You are not fully taking yourself out of the limelight.

 

This is an important concept to internalize if you want to understand the psychology of the nervous laughter.

 

‘Can you guide me thru what you’retrying to say?’

Yes.

You are stuck in a bridge.

 

-A part of you wants to be involved in the conversation.

-The other part of you wants to leave the conversation.

And being stuck between the 2 is causing the nervous laughter.

 

You are subconsciously creating vibrations of some sort to showcase interest in the interaction.

A part of you feels that if you don’t say ANYTHING, then that would be a sinister crime.

That would show a level of disinterest that plummets your likability.

 

And your likeability is precious to you.

Which is why you keep laughing and laughing and laughing…

 

Is the Silence Really that Bad?

 

So we are starting to understand a bit more about the nervous laughter.

It is caused because we feel stuck.

 

Imagine a light switch.

It can either be ON or OFF, right?

‘Right.’

But it cannot be ON and OFF, right?

‘That’s correct.’

Well, that’s what we need to realize with communication.

 

Unfortunately, electricity principles do not cleanly follow communication.

Because in terms of the light switch example…

If you leave the switch in the MIDDLE ground territory, then the light will simply be OFF.

 

But in the communications world, if you try to communicate in the middle ground territory, there is rarely silence.

Rather there is:

  • Talking too fast.
  • Talking too much.
  • Nervous laughter.

 

All because we have vilified the silence.

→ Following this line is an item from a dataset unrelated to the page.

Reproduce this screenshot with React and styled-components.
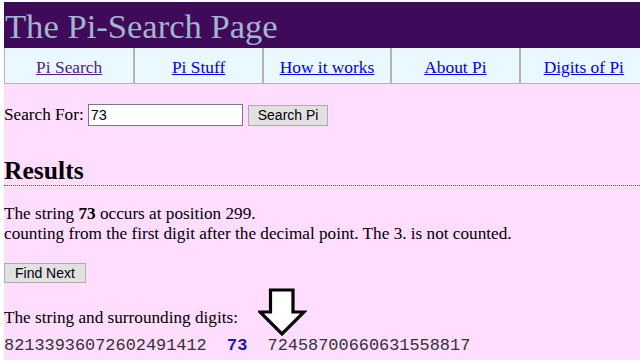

But is the silence so bad?

No!

 

The silence is a socially savvy move.

A move that we do with our closest friends & family members.

 

Are you always talking when you’re chilling with people who you are super close with?

‘Not really. I can be quiet around them.’

And is it weird?

‘Nah, not at all.’

Exactly!

 

If we stop vilifying the silence, then we will do wonders for our confidence.

But more importantly, our nervous laugh will slowly begin melting away.

 

How to Rewire the Psychology of Nervous Laughing

 

You see, my friend…

Conversations are like a light switch.

Either be ON or OFF.

But don’t try to be ON and OFF.

 

What that means is:

1. Talk when you want to.

2. Don’t talk when you don’t want to.

Avoid middle ground territory.

 

This simple & easy to apply philosophy will work WONDERS for your social skills.

Mainly because now you will know how to actively listen.

And when you speak, you will speak with conviction.

 

During those times when you are silent?

Embrace it.

Feel the sensations of the silence.

 

Understand the natural aspect of silence in terms of communication skills.

Just like your phone is not always on.

The conversation does not always have to be on.

 

Artists are extremely intelligent in knowing when to apply blank spaces or lack of color to add dimension to their art.

Even the artist embraces the silence in their content.

 

When you embrace the silence, do so with swag.

Do a little smirk.

Slow your breathing down.

And if the other person was talking, gently nod your head to encourage the speaker to speak more.

 

All in all, in order to tackle the psychology of the nervous laughter, you need to rewire your perception of the silence.

 

 

Speaking with Steady Confidence

 

Where are you reading this blog right now?

Analyze your environment.

 

Is the room completely filled?

Or is there a lot of empty space?

 

I am assuming there is more space than objects.

The objects are able to be perceived because there is space in the first place.

If there was no space, then you wouldn’t any objects.

 

Likewise, in terms of communication, we need to keep the same mindset.

If we never had silences, then others would never be able to grasp a significant point we made.

We would not stick out.

 

This is why nervous laughing needs to be melted away.

Social skills is more rewarding when you are laughing because something is actually funny.

Not because you have to.

 

It was an illusion all along bud.

You never needed to laugh because you had to.

That was a perception you created due to vilifying silence.

But don’t.

 

Silence is your friend.

It adds structure to the conversation.

Embrace it & you will start moving with the steady confidence that lights up the eyes of others.